Costurando elementos que remetem facilmente aos diretores David Lynch, Stanley Kubrick e Wes Anderson, Legion transcende tudo aquilo que o cinema se esforça continuamente em fazer (utilizando muitos efeitos especiais e altos orçamentos, mas nem sempre conquistando sucesso no quesito criatividade e inovação) e faz tudo parecer muito fácil. A nova franquia do universo X-Men para a televisão é insana, poderosa, corajosa e principalmente cuidadosa. Ela é uma salada mista de sensações e, certamente, servirá como exemplo de como abordar super-heróis nesta mídia que vem crescendo a cada dia.

Noah Hawley, o showrunner da série, já possui em seu currículo a elogiada série antológica Fargo, que também merece inúmeros elogios e está prestes a entrar em seu terceiro ano na televisão. Qualquer semelhança entre seus dois projetos não é mera coincidência, até porque, além da ambientação que os fãs de Fargo já devem estar familiarizados, a presença da diretora de fotografia Dana Gonzales em ambas as séries padroniza ainda mais seu belo estilo de desenvolver histórias.

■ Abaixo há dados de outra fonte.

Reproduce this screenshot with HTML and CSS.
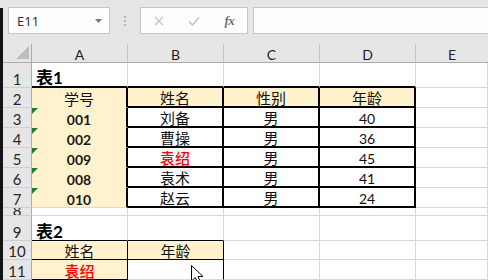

Ao entrar na mente de David e ver por lá grande parte do desenvolvimento da história, é inevitável o espectador sentir dúvidas quanto ao que está assistindo; mas isso só ocorre no início. Com o passar dos capítulos, a familiaridade com as situações e desafios vai aumentando, tornando a experiência tanto prazerosa quanto inquietante. Legion aborda com muito cuidado todos os perigos que vivem na mente de um telepata sem pisar no freio ou enrolar o espectador. Ao longo dos oito episódios, a harmonia da narrativa não se perde em nenhum momento, por mais que o que exista de mais surpreendente esteja presente na metade da temporada, e não em seu fim. Mas nada disso tira o peso ou o crédito da série!

E falando em peso… o que seria de Legion sem seu elenco perfeitamente entrosado? Digo com 100% de certeza que sem Dan Stevens, Rachel Keller e Aubrey Plaza a série não teria metade de sua força. O desempenho de todos está excepcional, com destaque para a química entre Stevens e Plaza, o herói e a antagonista respectivamente. Juntos ou separados, ambos trazem o vigor que a série precisa e conseguem cativar sem o mínimo esforço. Aubrey Plaza, que é mais conhecida pela personagem April Ludgate na série Parks and Recreation, apresenta em Legion um nível absurdo de talento e sem dúvidas foi a melhor surpresa da temporada, roubando cada cena com sua vivacidade. Dan Stevens, que pode ser visto nos cinemas como a Fera na adaptação da animação da Disney, também impressiona e dá a carga dramática necessária para entendermos os sentimentos e a luta interna de seu personagem. No mais, todos os coadjuvantes são bem trabalhados, eventualmente se unindo em uma dinâmica interessante para a resolução da trama principal.

Legion teve sua primeira temporada finalizada ontem (30/03) no Brasil pelo canal FX. A série é uma grata surpresa para todos aqueles que amam super-heróis e, principalmente, para os que gostariam de ver uma nova abordagem ligada a este universo. A história do poderoso filho de Charles Xavier chegou com os dois pés na porta, transportando para a televisão mais uma parcela do vasto – e incrível – mundo criado por Stan Lee e Jack Kirby. E, pensando no quão vasto esse mundo é, é mais do que natural refletir que sim, existe muito mais do que só a fórmula Marvel que estamos habituados a ver no cinema ano após ano.